There is no physical benefit to be had from yoga that you could not achieve in any well run exercise class. All good excerise should begin and end with stretching and every trainer out there will focus on balance and building muscle tone. You could derive the same benefits from most classes given at most gyms without the whole “OM” praying to a Hindu god thing.

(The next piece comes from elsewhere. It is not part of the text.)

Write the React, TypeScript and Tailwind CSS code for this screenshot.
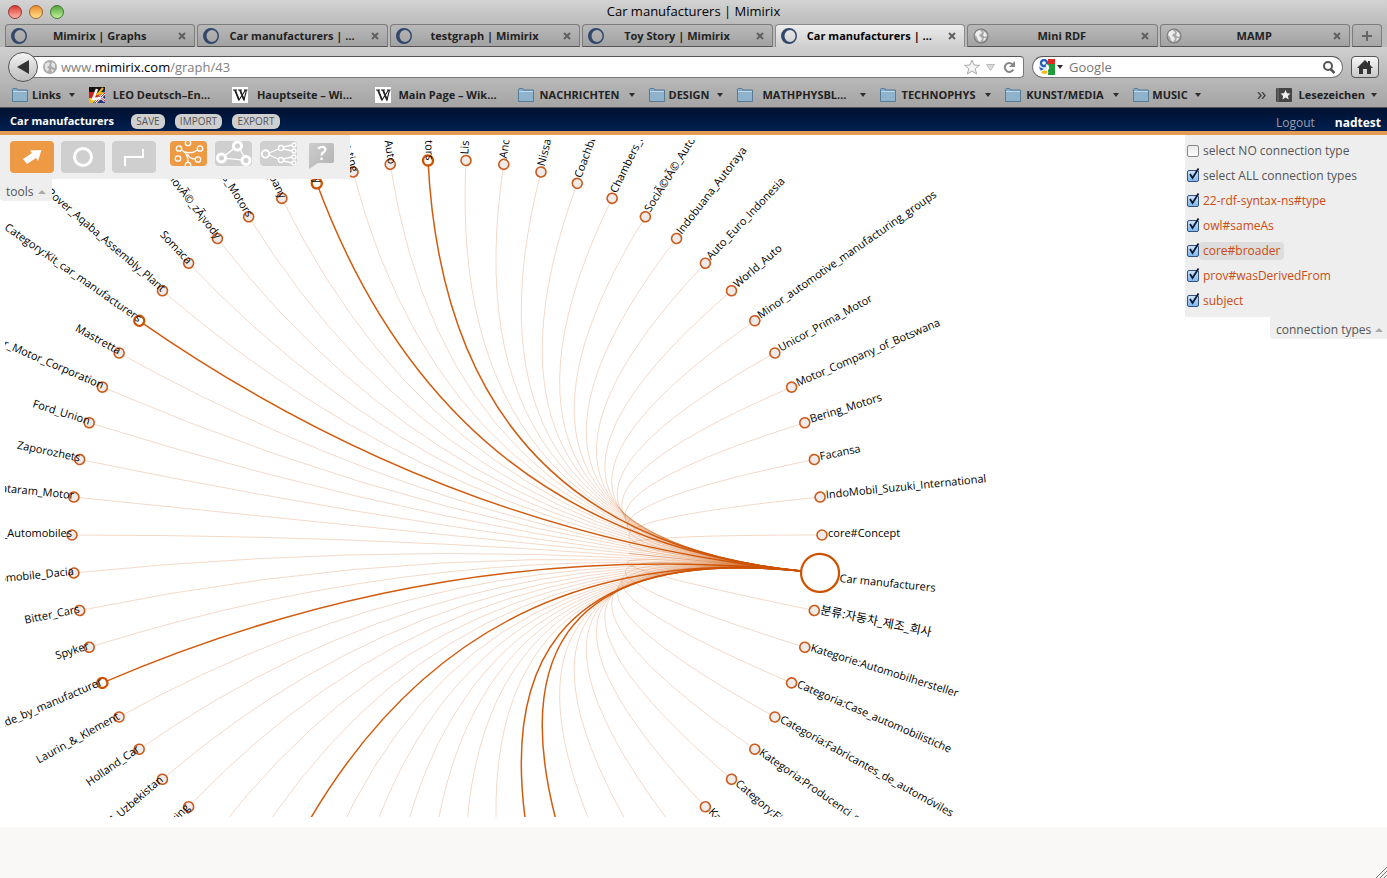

It is particularly important that young people, especially young women, be told that this is not a practice that will feed them spiritually. Like many New Age practices it is pretty and comfortable and given in lovely surroundings with nice music playing. It feels happy to be in a yoga studio and young people, whose lives are so frenetically paced, might find solace in such surroundings. The fact is that there are parts of the yoga movement which are actually cults that prey upon the young and uncatechized, stealing their time, money and eventually their souls. We must guard them against this, a difficult task, since it is so prevalent.
Not helping is the recent popularity of the book by Elizabeth Gilbert; Eat, Pray, Love which has young women seeking the kind of self centered peace that the author achieves in her narcissistic memoir. The power of her message is so compelling that, Julia Roberts, a Catholic, converted to Hindu while filming the movie version and had her children renamed with Hindu names. Seriously. This is such a shame and indicative of the culture we live in. It also does not speak well of Ms. Roberts intellect. Sorry Julia but people who jump into a religion because of an Oprah book club selection don’t impress me as being all that cerebral.
While the devout Catholic is probably not going to come to any harm going to a yoga class the question we must ask ourselves is why take the risk that the muck of a few thousand years of heresy settles in your soul? Especially when a good aerobics class will do your body just as much good.